December 6th 2022
MEDIA RELEASE: Sport NZ confirm fairness and safety of women and girls no longer a priority
In a cycling club in New Zealand a male cyclist now holds the 2022 season trophies for female rider of the year, the female road race, and female time trial, after identifying into the women’s category.
In roller derby, women have left a sport they love after being hurt by a male player who was allowed to join a women’s team on the basis of his self-proclaimed gender identity. When they raised concerns, they were accused of bigotry and transphobia.
In mountain biking, a male cyclist is regularly taking placings and prize money from female contenders after being allowed into the women’s competition a season after announcing they were transitioning.
Save Women’s Sport Australasia (SWSA) co-spokeswoman Candice Riley says according to Sport New Zealand, and its transgender inclusion guidelines released today, all of these examples, and many others, are to be celebrated as shining examples of transgender inclusion in community sport. “Today Sport NZ has made its position clear. The right of any male, for any reason, to self-identify as a girl or woman into the sport of their choosing without any medical or surgical transition is deemed more important than the female players and athletes to be able to compete fairly and safely.”

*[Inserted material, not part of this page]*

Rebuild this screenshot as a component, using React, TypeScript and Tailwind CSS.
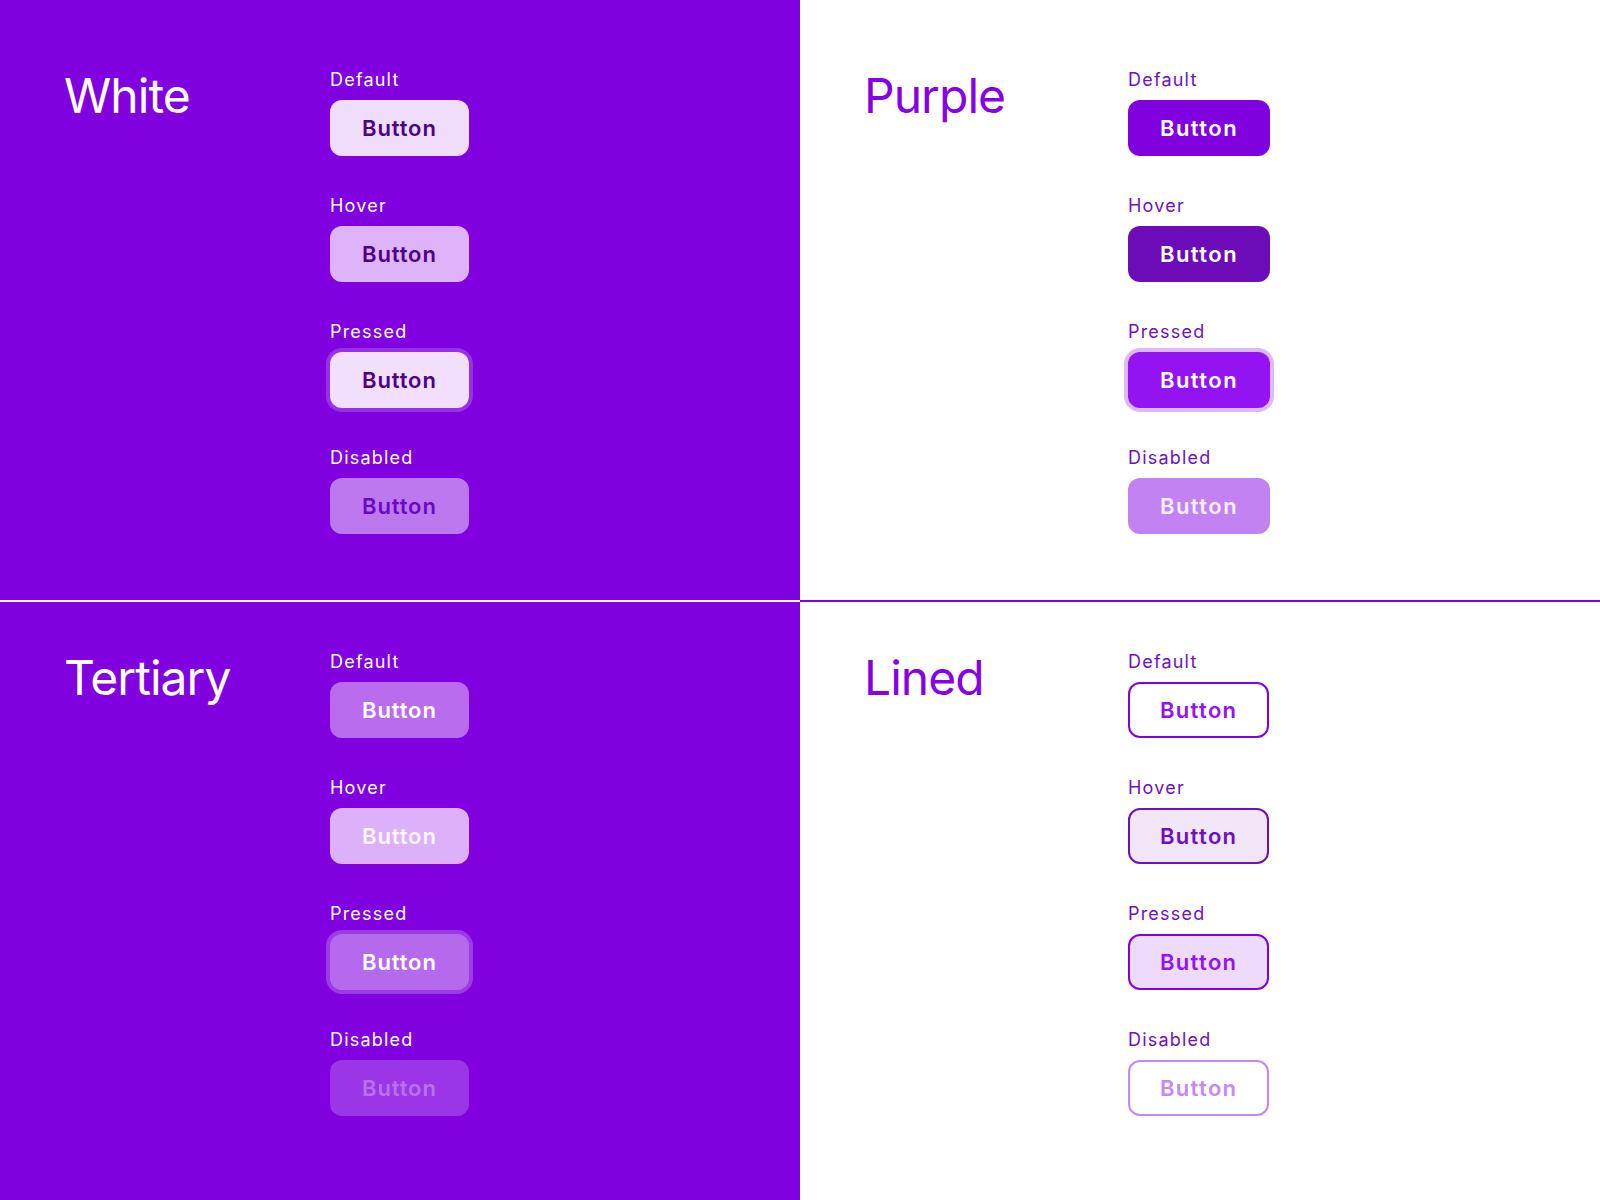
import React from "react";

type Variant = {
  label: string;
  btn: string;
};

const font = { fontFamily: "Inter, 'Noto Sans', sans-serif" };

const white: Variant[] = [
  { label: "Default", btn: "px-8 bg-[#f0ddfc] text-[#4d0085] tracking-[0.04em]" },
  { label: "Hover", btn: "px-8 bg-[#dfb3fa] text-[#4d0085] tracking-[0.04em]" },
  { label: "Pressed", btn: "px-8 bg-[#f2defd] text-[#4d0085] tracking-[0.04em] ring-4 ring-[#9632e6]" },
  { label: "Disabled", btn: "px-8 bg-[#bd78f0] text-[#6a0ac0] tracking-[0.04em]" },
];

const purple: Variant[] = [
  { label: "Default", btn: "px-8 bg-[#8000e0] text-white tracking-[0.065em]" },
  { label: "Hover", btn: "px-8 bg-[#6c0cb8] text-white tracking-[0.065em]" },
  { label: "Pressed", btn: "px-8 bg-[#9313f2] text-white tracking-[0.065em] ring-4 ring-[#ddb8fa]" },
  { label: "Disabled", btn: "px-8 bg-[#c282f2] text-[#f8eeff] tracking-[0.065em]" },
];

const tertiary: Variant[] = [
  { label: "Default", btn: "px-8 bg-[#b96cee] text-white tracking-[0.04em]" },
  { label: "Hover", btn: "px-8 bg-[#ddb0fa] text-[#fdf5ff] tracking-[0.04em]" },
  { label: "Pressed", btn: "px-8 bg-[#b56aee] text-white tracking-[0.04em] ring-4 ring-[#9a3be6]" },
  { label: "Disabled", btn: "px-8 bg-[#9a36e6] text-[#ba70ee] tracking-[0.04em]" },
];

// border eats 2px each side, so padding is trimmed to keep the same width
const lined: Variant[] = [
  { label: "Default", btn: "px-[30px] bg-white border-2 border-[#8000e0] text-[#9214f0] tracking-[0.06em]" },
  { label: "Hover", btn: "px-[30px] bg-[#f1e5f8] border-2 border-[#6e10c0] text-[#6e10c0] tracking-[0.06em]" },
  { label: "Pressed", btn: "px-[30px] bg-[#eedafb] border-2 border-[#8000e0] text-[#9214f0] tracking-[0.06em]" },
  { label: "Disabled", btn: "px-[30px] bg-white border-2 border-[#c688f6] text-[#c688f6] tracking-[0.06em]" },
];

function Section({
  title,
  items,
  dark,
  className,
}: {
  title: string;
  items: Variant[];
  dark: boolean;
  className: string;
}) {
  return (
    <div className={`flex pl-16 ${className}`}>
      <h2
        className={`text-[48px] leading-[56px] font-normal tracking-[-0.02em] ${
          dark ? "w-[266px] text-white" : "w-[264px] text-[#8500e4]"
        }`}
      >
        {title}
      </h2>
      <div className="flex flex-col gap-[38px]">
        {items.map((it) => (
          <div key={it.label} className="flex flex-col gap-2">
            <span
              className={`text-[18px] leading-6 tracking-[1.2px] ${
                dark ? "text-white" : "text-[#7010c0]"
              }`}
            >
              {it.label}
            </span>
            <button
              className={`h-14 rounded-xl text-[22px] font-semibold flex items-center justify-center self-start ${it.btn}`}
            >
              Button
            </button>
          </div>
        ))}
      </div>
    </div>
  );
}

export default function App() {
  return (
    <div className="w-[1600px] h-[1200px] grid grid-cols-2 bg-white" style={font}>
      <Section
        title="White"
        items={white}
        dark
        className="h-[602px] pt-[68px] bg-[#8000e0] border-b-2 border-white"
      />
      <Section
        title="Purple"
        items={purple}
        dark={false}
        className="h-[602px] pt-[68px] bg-white border-b-2 border-[#8000e0]"
      />
      <Section
        title="Tertiary"
        items={tertiary}
        dark
        className="h-[598px] pt-[48px] bg-[#8000e0]"
      />
      <Section
        title="Lined"
        items={lined}
        dark={false}
        className="h-[598px] pt-[48px] bg-white"
      />
    </div>
  );
}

Riley, a former New Zealand elite rower and endurance athlete, says there are many other examples in New Zealand where Sport NZ’s inclusion policy is negatively impacting women. “There is the domestic violence victim who has quit the women’s sports team she loves after suffering panic attacks from being physically accosted by a male player, the Muslim woman who no longer swims because the ‘women’s only’ session is open to males who identify as women, the aspiring young cricket player who knows she will never be able to bowl as fast or hit as hard as the male allowed to self-identify into her team, are all invisible collateral damage.”
SWSA research conducted by Curia found only 27% of the New Zealand public supported males self-identifying as women being able to compete in women’s sport, with 55% opposed and 19% unsure.
“Sport NZ find themselves markedly out of step with the majority of New Zealanders who know that the biological and physiological differences of sex matter in sport. New Zealanders know the truth – that people play sport with their body, not their self-determined inner gender identity.
“New Zealanders know that sex separated categories in sport are required for girls and women to compete and thrive at all levels of sport. Every single female Olympian, World Cup winner, and professional athlete started and advanced her sporting aspirations in community sport. It is unbelievable that today Sport NZ is telling New Zealand girls and young women that including male bodies that possess an inner female gender identity in their sporting categories is more important than providing them with a fair playing field on which to participate, compete, and succeed.
“Sport New Zealand stated during the consultation process that they may reduce or withdraw funding from sports that do not implement their transgender inclusion guidelines. While they are claiming these are only “guidelines” we know that many sports are reliant on funding from Sport NZ to function and so the principles released today will place many sports in an insidious position,” she says.
SWSA are strong advocates for the inclusion in sport.
Co-spokewoman Ro Edge says participation in sport brings physical, mental health, and social benefits that should be accessible to all, but not at the expense of fairness and safety to female players. SWSA applauds the decision of Boxing NZ to balance inclusion with fairness and safety – by protecting the women’s and girls’ categories for females only, and progressing with open categories for those who do not identify as their biological sex.
Ro Edge says Sport NZ has shown itself to be intransigent. “Sport NZ has refused to even consider the scientific evidence that clearly sets out the differences in male and female physiology that provide indisputable male advantage in sports involving strength, stamina or speed. It has also refused to take into account the significantly increased safety risk of allowing a male body to compete against women in contact or combat sports. There is a growing body of evidence that shows that female athletes are at significantly greater risk of a traumatic brain injury event than male athletes. They also fare worse after a concussion and take longer to recover.
“We are also deeply dismayed by Sport New Zealand’s claim in the guidelines that not allowing a transgender woman (male) access to women’s sporting categories is a form of direct discrimination. This stands in direct opposition to section 49 of the Human Rights Act 1993 that specifically allows for the exclusion of persons of one sex from participation in any competitive sporting activity in which the strength, stamina, or physique of competitors is relevant.
“With the release of the guidelines today Sport NZ has confirmed its continued prioritisation of ideology over common sense solutions and how out of step it is with international sporting bodies such as rugby, swimming, and triathlon which are being led by science and evidence,” she says. “Sadly, it is female players and athletes who are losing out by no longer participating, and in lost opportunities, placings, and prizes.”